2. Being remanded in custody has a severe effect on the life of the accused, e.g work, children, family, perhaps even if later acquitted.
3. Remand prisoners make up between 20-25 % of the prison population but account for more than 50% of suicides in prison.
4. Remand prisoners add to the already huge problem of prison overcrowding; furthermore, even if defendants are found guilty at the trial, 60% of those are given non-custodial sentences.
A woman killed her husband with an axe; she had spent 10 months in remand; at the trial, she pleaded a special defence and was convicted of manslaughter, and the judge said she had served her sentence.
Arguments FOR refusing bail:
1. Repeating serious offences
10 % of people re-offend whilst on bail (mostly petty offences.)
2. Protection of society, of a potentially dangerous situation.
3. Andrew Hagans example:
He was arrested for rape; he was given bail, and whilst ob bail, he raped and murdered 2 other people.

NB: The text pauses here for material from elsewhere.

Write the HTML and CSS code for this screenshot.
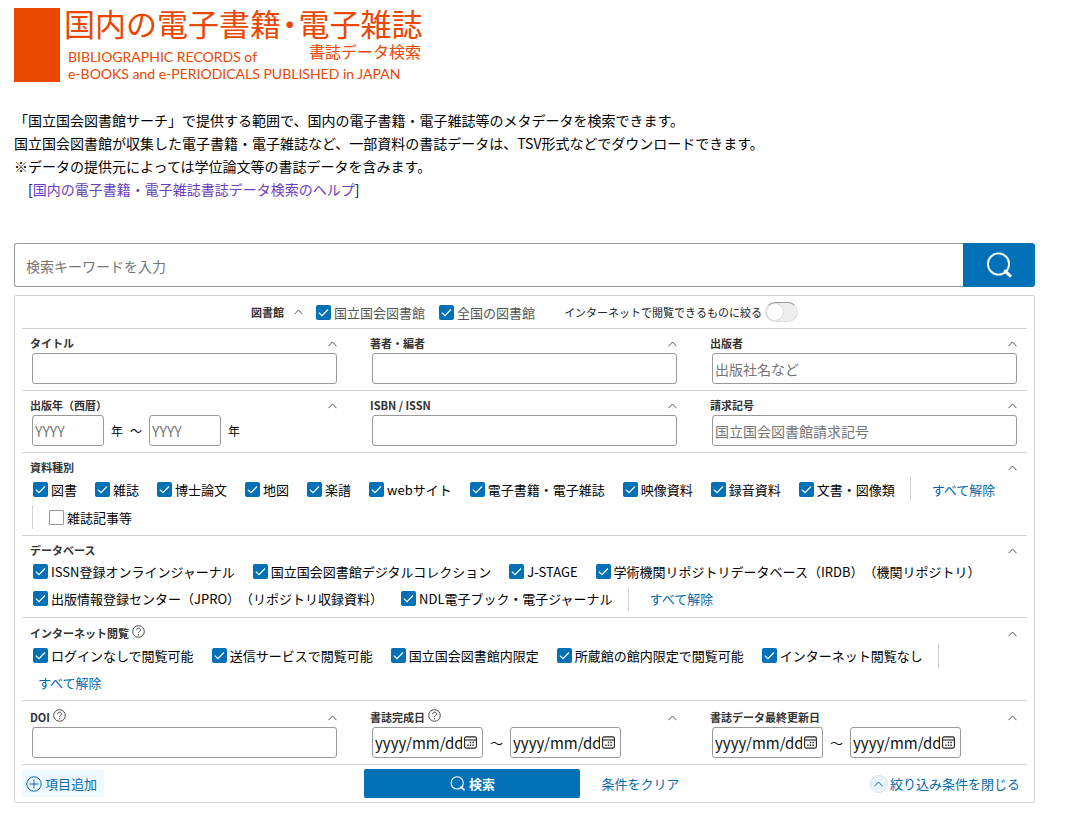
FILE: index.html
```html
<!DOCTYPE html>
<html lang="ja">
<head>
<meta charset="utf-8">
<meta name="viewport" content="width=device-width, initial-scale=1">
<title>国内の電子書籍・電子雑誌 書誌データ検索</title>
<link rel="stylesheet" href="styles.css">
</head>
<body>
<svg class="defs" aria-hidden="true">
  <symbol id="chev" viewBox="0 0 9 6"><path d="M.5 5.2 4.5 1l4 4.2" fill="none" stroke="currentColor"/></symbol>
  <symbol id="lens" viewBox="0 0 26 26"><circle cx="12.5" cy="12" r="10.6" fill="none" stroke="currentColor" stroke-width="1.9"/><path d="m19.2 19.2 5 4.6" fill="none" stroke="currentColor" stroke-width="3" stroke-linecap="round"/></symbol>
  <symbol id="help" viewBox="0 0 13 13"><circle cx="6.5" cy="6.5" r="5.8" fill="none" stroke="currentColor"/><path d="M4.6 5.1c0-2.6 3.9-2.5 3.9-.2 0 1.4-2 1.6-2 3" fill="none" stroke="currentColor"/><circle cx="6.5" cy="9.7" r=".7" fill="currentColor"/></symbol>
  <symbol id="cal" viewBox="0 0 13 13"><rect x=".6" y=".9" width="11.8" height="11.2" rx="1.6" fill="none" stroke="currentColor" stroke-width="1.1"/><path d="M1 4h11" stroke="currentColor" stroke-width="1.1"/><path d="M5.8 6.5h1.4M8.4 6.5h1.4M3.2 9.3h1.4M5.8 9.3h1.4M8.4 9.3h1.4" stroke="currentColor" stroke-width="1.4"/></symbol>
</svg>

<header>
  <h1 class="logo">
    <svg viewBox="0 0 420 80" width="420" height="80" role="img" aria-label="国内の電子書籍・電子雑誌 書誌データ検索">
      <rect width="46" height="74" fill="#ea4700"/>
      <text class="logo-main" x="50" y="28">国内の電子書籍<tspan class="logo-dot" dx="1">・</tspan><tspan dx="1">電子雑誌</tspan></text>
      <text class="logo-sub" x="295" y="50">書誌データ検索</text>
      <text class="logo-en" x="54" y="54">BIBLIOGRAPHIC RECORDS of</text>
      <text class="logo-en" x="54" y="71">e-BOOKS and e-PERIODICALS PUBLISHED in JAPAN</text>
    </svg>
  </h1>
  <p class="intro">「国立国会図書館サーチ」で提供する範囲で、国内の電子書籍・電子雑誌等のメタデータを検索できます。<br>国立国会図書館が収集した電子書籍・電子雑誌など、一部資料の書誌データは、TSV形式などでダウンロードできます。<br>※データの提供元によっては学位論文等の書誌データを含みます。<br>　[<a href="#help-page">国内の電子書籍・電子雑誌書誌データ検索のヘルプ</a>]</p>
</header>

<main>
<form>
  <div class="searchbar">
    <input class="keyword" type="text" placeholder="検索キーワードを入力" aria-label="検索キーワード">
    <button class="go" type="button" aria-label="検索"><svg><use href="#lens"/></svg></button>
  </div>

  <div class="panel">
    <div class="row scope">
      <span class="label">図書館</span>
      <button class="fold" type="button" aria-label="図書館を閉じる"><svg><use href="#chev"/></svg></button>
      <label class="scope-check"><input type="checkbox" checked>国立国会図書館</label>
      <label class="scope-check"><input type="checkbox" checked>全国の図書館</label>
      <label class="online">インターネットで閲覧できるものに絞る<input class="toggle" type="checkbox"></label>
    </div>

    <div class="row fields">
      <div class="field">
        <div class="head"><label class="label" for="title">タイトル</label><button class="fold" type="button" aria-label="閉じる"><svg><use href="#chev"/></svg></button></div>
        <div class="body"><input class="box" id="title" type="text"></div>
      </div>
      <div class="field">
        <div class="head"><label class="label" for="author">著者・編者</label><button class="fold" type="button" aria-label="閉じる"><svg><use href="#chev"/></svg></button></div>
        <div class="body"><input class="box" id="author" type="text"></div>
      </div>
      <div class="field">
        <div class="head"><label class="label" for="publisher">出版者</label><button class="fold" type="button" aria-label="閉じる"><svg><use href="#chev"/></svg></button></div>
        <div class="body"><input class="box" id="publisher" type="text" placeholder="出版社名など"></div>
      </div>
    </div>

    <div class="row fields">
      <div class="field">
        <div class="head"><label class="label" for="year-from">出版年（西暦）</label><button class="fold" type="button" aria-label="閉じる"><svg><use href="#chev"/></svg></button></div>
        <div class="body years"><input class="box year" id="year-from" type="text" placeholder="YYYY"><span>年</span><span>～</span><input class="box year" type="text" placeholder="YYYY" aria-label="出版年（終わり）"><span>年</span></div>
      </div>
      <div class="field">
        <div class="head"><label class="label" for="isbn">ISBN / ISSN</label><button class="fold" type="button" aria-label="閉じる"><svg><use href="#chev"/></svg></button></div>
        <div class="body"><input class="box" id="isbn" type="text"></div>
      </div>
      <div class="field">
        <div class="head"><label class="label" for="callno">請求記号</label><button class="fold" type="button" aria-label="閉じる"><svg><use href="#chev"/></svg></button></div>
        <div class="body"><input class="box" id="callno" type="text" placeholder="国立国会図書館請求記号"></div>
      </div>
    </div>

    <div class="row group material">
      <div class="head"><span class="label">資料種別</span><button class="fold" type="button" aria-label="閉じる"><svg><use href="#chev"/></svg></button></div>
      <div class="checks">
        <label class="check"><input type="checkbox" checked>図書</label>
        <label class="check"><input type="checkbox" checked>雑誌</label>
        <label class="check"><input type="checkbox" checked>博士論文</label>
        <label class="check"><input type="checkbox" checked>地図</label>
        <label class="check"><input type="checkbox" checked>楽譜</label>
        <label class="check"><input type="checkbox" checked>webサイト</label>
        <label class="check"><input type="checkbox" checked>電子書籍・電子雑誌</label>
        <label class="check"><input type="checkbox" checked>映像資料</label>
        <label class="check"><input type="checkbox" checked>録音資料</label>
        <label class="check"><input type="checkbox" checked>文書・図像類</label>
        <span class="sep"></span>
        <button class="link" type="button">すべて解除</button>
        <span class="joined"><span class="sep"></span><label class="check"><input type="checkbox">雑誌記事等</label></span>
      </div>
    </div>

    <div class="row group">
      <div class="head"><span class="label">データベース</span><button class="fold" type="button" aria-label="閉じる"><svg><use href="#chev"/></svg></button></div>
      <div class="checks">
        <label class="check"><input type="checkbox" checked>ISSN登録オンラインジャーナル</label>
        <label class="check"><input type="checkbox" checked>国立国会図書館デジタルコレクション</label>
        <label class="check"><input type="checkbox" checked>J-STAGE</label>
        <label class="check"><input type="checkbox" checked>学術機関リポジトリデータベース（IRDB）（機関リポジトリ）</label>
        <label class="check"><input type="checkbox" checked>出版情報登録センター（JPRO）（リポジトリ収録資料）</label>
        <label class="check"><input type="checkbox" checked>NDL電子ブック・電子ジャーナル</label>
        <span class="sep"></span>
        <button class="link" type="button">すべて解除</button>
      </div>
    </div>

    <div class="row group viewing">
      <div class="head"><span class="label">インターネット閲覧</span><button class="help" type="button" aria-label="ヘルプ"><svg><use href="#help"/></svg></button><button class="fold" type="button" aria-label="閉じる"><svg><use href="#chev"/></svg></button></div>
      <div class="checks">
        <label class="check"><input type="checkbox" checked>ログインなしで閲覧可能</label>
        <label class="check"><input type="checkbox" checked>送信サービスで閲覧可能</label>
        <label class="check"><input type="checkbox" checked>国立国会図書館内限定</label>
        <label class="check"><input type="checkbox" checked>所蔵館の館内限定で閲覧可能</label>
        <label class="check"><input type="checkbox" checked>インターネット閲覧なし</label>
        <span class="sep"></span>
        <button class="link" type="button">すべて解除</button>
      </div>
    </div>

    <div class="row fields dates">
      <div class="field">
        <div class="head"><label class="label" for="doi">DOI</label><button class="help" type="button" aria-label="ヘルプ"><svg><use href="#help"/></svg></button><button class="fold" type="button" aria-label="閉じる"><svg><use href="#chev"/></svg></button></div>
        <div class="body"><input class="box" id="doi" type="text"></div>
      </div>
      <div class="field">
        <div class="head"><label class="label" for="made-from">書誌完成日</label><button class="help" type="button" aria-label="ヘルプ"><svg><use href="#help"/></svg></button><button class="fold" type="button" aria-label="閉じる"><svg><use href="#chev"/></svg></button></div>
        <div class="body range">
          <span class="date"><input id="made-from" type="text" placeholder="yyyy/mm/dd"><svg><use href="#cal"/></svg></span>
          <span>～</span>
          <span class="date"><input type="text" placeholder="yyyy/mm/dd" aria-label="書誌完成日（終わり）"><svg><use href="#cal"/></svg></span>
        </div>
      </div>
      <div class="field">
        <div class="head"><label class="label" for="upd-from">書誌データ最終更新日</label><button class="fold" type="button" aria-label="閉じる"><svg><use href="#chev"/></svg></button></div>
        <div class="body range">
          <span class="date"><input id="upd-from" type="text" placeholder="yyyy/mm/dd"><svg><use href="#cal"/></svg></span>
          <span>～</span>
          <span class="date"><input type="text" placeholder="yyyy/mm/dd" aria-label="最終更新日（終わり）"><svg><use href="#cal"/></svg></span>
        </div>
      </div>
    </div>

    <div class="actions">
      <button class="add" type="button"><svg viewBox="0 0 16 16"><circle cx="8" cy="8" r="7.2" fill="none" stroke="currentColor"/><path d="M8 3.5v9M3.5 8h9" stroke="currentColor"/></svg>項目追加</button>
      <div class="center">
        <button class="submit" type="button"><svg><use href="#lens"/></svg>検索</button>
        <button class="clear" type="button">条件をクリア</button>
      </div>
      <button class="close" type="button"><span class="disc"><svg><use href="#chev"/></svg></span>絞り込み条件を閉じる</button>
    </div>
  </div>
</form>
</main>
</body>
</html>
```

FILE: styles.css
```css
* { box-sizing: border-box; }

body {
  margin: 0;
  padding: 8px 47px 16px 14px;
  background: #fff;
  color: #000;
  font-family: "Noto Sans CJK JP", sans-serif;
  font-size: 13px;
  text-spacing-trim: space-all;
}

button, input {
  margin: 0;
  padding: 0;
  border: 0;
  background: none;
  color: inherit;
  font: inherit;
}
button { cursor: pointer; }
svg { display: block; flex: none; }
.defs { position: absolute; width: 0; height: 0; }

/* Heading */
.logo { margin: 0 0 21px; }
.logo svg { overflow: visible; }
.logo-main, .logo-sub, .logo-en { fill: #ea4700; font-weight: 400; }
.logo-main { font-size: 31px; }
.logo-dot { font-feature-settings: "halt"; }
.logo-sub { font-size: 16px; }
.logo-en { font-family: Lato, "Liberation Sans", sans-serif; font-size: 14px; }

.intro { margin: 0 0 42px; font-size: 14px; line-height: 23px; }
.intro a { color: #6a3cc0; text-decoration: none; }

/* Keyword bar */
.searchbar { display: flex; height: 44px; margin-bottom: 8px; }
.keyword {
  flex: 1;
  min-width: 0;
  padding: 1px 11px 0;
  border: 1px solid #999;
  border-right: 0;
  border-radius: 3px 0 0 3px;
  font-size: 14px;
}
::placeholder { color: #757575; opacity: 1; }
.go {
  display: grid;
  place-items: center;
  width: 72px;
  border-radius: 0 3px 3px 0;
  background: #0071b7;
  color: #fff;
}
.go svg { width: 26px; height: 26px; }

/* Conditions */
.panel {
  padding: 0 7px;
  border: 1px solid #d3d3d3;
  border-radius: 2px;
}
.row { border-bottom: 1px solid #d3d3d3; }
.label { color: #333; font-size: 11px; font-weight: 700; line-height: 15px; }
.fold { display: grid; place-items: center; width: 10px; height: 12px; color: #555; }
.fold svg { width: 9px; height: 6px; }

.scope {
  display: flex;
  align-items: center;
  justify-content: center;
  height: 33px;
}
.scope .fold { margin: 0 13px 0 9px; }
.scope-check { display: flex; align-items: center; gap: 3px; margin-right: 14px; color: #555; }
.online { display: flex; align-items: center; gap: 3px; margin-left: 15px; color: #222; font-size: 11px; }

input[type="checkbox"] { flex: none; appearance: none; }
.scope-check input, .check input {
  width: 15px;
  height: 15px;
  border: 1px solid #999;
  border-radius: 1px;
}
.scope-check input:checked, .check input:checked {
  border: 0;
  border-radius: 2px;
  background: #0071b7 url("data:image/svg+xml,%3Csvg xmlns='http://www.w3.org/2000/svg' viewBox='0 0 15 15'%3E%3Cpath d='M2.8 7.6 6 10.7l6-6.2' fill='none' stroke='white' stroke-width='1.2'/%3E%3C/svg%3E") center / 15px 15px;
}
.toggle {
  width: 33px;
  height: 20px;
  border: 1px solid #ddd;
  border-top-color: #999;
  border-radius: 10px;
  background: #eee;
}
.toggle::before {
  content: "";
  display: block;
  width: 16px;
  height: 16px;
  margin: 1px;
  border-radius: 50%;
  background: #fff;
  box-shadow: 0 0 2px #bbb;
}

.fields {
  display: grid;
  grid-template-columns: repeat(3, minmax(0, 1fr));
  column-gap: 33px;
  padding: 7px 10px 6px 8px;
}
.dates { padding-top: 9px; }
.head { display: flex; align-items: center; height: 15px; }
.head .fold { margin-left: auto; }
.help { margin-left: 3px; padding-bottom: 5px; color: #444; }
.help svg { width: 13px; height: 13px; }
.body { display: flex; align-items: center; margin: 2px 0 0 2px; }
.box, .date {
  height: 31px;
  border: 1px solid #999;
  border-radius: 3px;
}
.box { width: 100%; padding: 1px 2px 0; font-size: 14px; }
.years { gap: 7px; font-size: 12px; }
.box.year { width: 72px; }
.range { gap: 7px; }
.date { display: flex; align-items: center; gap: 2px; width: 111px; padding: 0 5px 0 2px; }
.date input { flex: 1; min-width: 0; font-size: 15px; }
.date input::placeholder { color: #111; }
.date svg { width: 13px; height: 13px; color: #222; }

.group { padding: 7px 10px 5px 8px; }
.checks { display: flex; flex-wrap: wrap; align-items: center; }
.check, .joined, .link { display: flex; align-items: center; height: 27px; white-space: nowrap; }
.check { gap: 3px; margin: 0 15px 0 3px; }
.sep { width: 1px; height: 24px; margin-right: 13px; background: #d3d3d3; }
.link { margin-left: 8px; color: #0069ab; }
.joined { margin-left: 2px; }
.material { padding-bottom: 4px; }
.material .check, .material .joined, .material .link { height: 28px; }
.viewing { padding: 8px 10px 4px 8px; }
.viewing .checks { margin-top: 1px; }

/* Footer actions */
.actions {
  display: grid;
  grid-template-columns: 1fr auto 1fr;
  align-items: center;
  height: 37px;
  color: #0069ab;
}
.actions button { display: flex; align-items: center; }
.actions .add {
  justify-self: start;
  gap: 3px;
  height: 27px;
  padding: 0 7px 0 4px;
  background: #f0f9ff;
}
.add svg { width: 16px; height: 16px; }
.center { display: flex; align-items: center; }
.actions .submit {
  justify-content: center;
  gap: 4px;
  width: 216px;
  height: 29px;
  border-radius: 2px;
  background: #0071b7;
  color: #fff;
  font-weight: 700;
}
.submit svg { width: 15px; height: 15px; }
.actions .clear { padding: 0 5px 0 21px; }
.actions .close { justify-self: end; gap: 2px; padding-right: 7px; }
.disc {
  display: grid;
  place-items: center;
  width: 18px;
  height: 18px;
  border: 1px solid #d5e6f2;
  border-radius: 50%;
  background: #e9f5fc;
}
.disc svg { width: 9px; height: 6px; }
```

Courts must therefore look at all these arguments when deciding whether or not to refuse bail. They have to engage in a balancing act, known as ‘balancing conflicting interests.’ This involves balancing the need to protect society against the needs and rights of the accused.
Disclaimer- none of the notes put here are entirely my own, they are mostly from the notes our teachers gave us. Hope that's not plagarism.
There you go then, that's bail, i actually like bail you know. Good luck all of you, hope your revision is going well!
Secondly yeah i know what you mean about it being easier with a plan; that's how i'm doing it too. And as for the exams at a tender age, tell me about it, i hate exam time it's the time i get REALLY spotty and REALLY fat becuase of all the chocolate i eat, and then i spend all day feeling ugly and miserable! When exams over, I breathe a sigh of relief, and then it takes 2 weeks for the spots to clear!
I'm glad to know you're feeling more confident, i'm still a bit scared that i won't get through everything but hey we're all trying. Good luck everyone... make sure you all revise hard.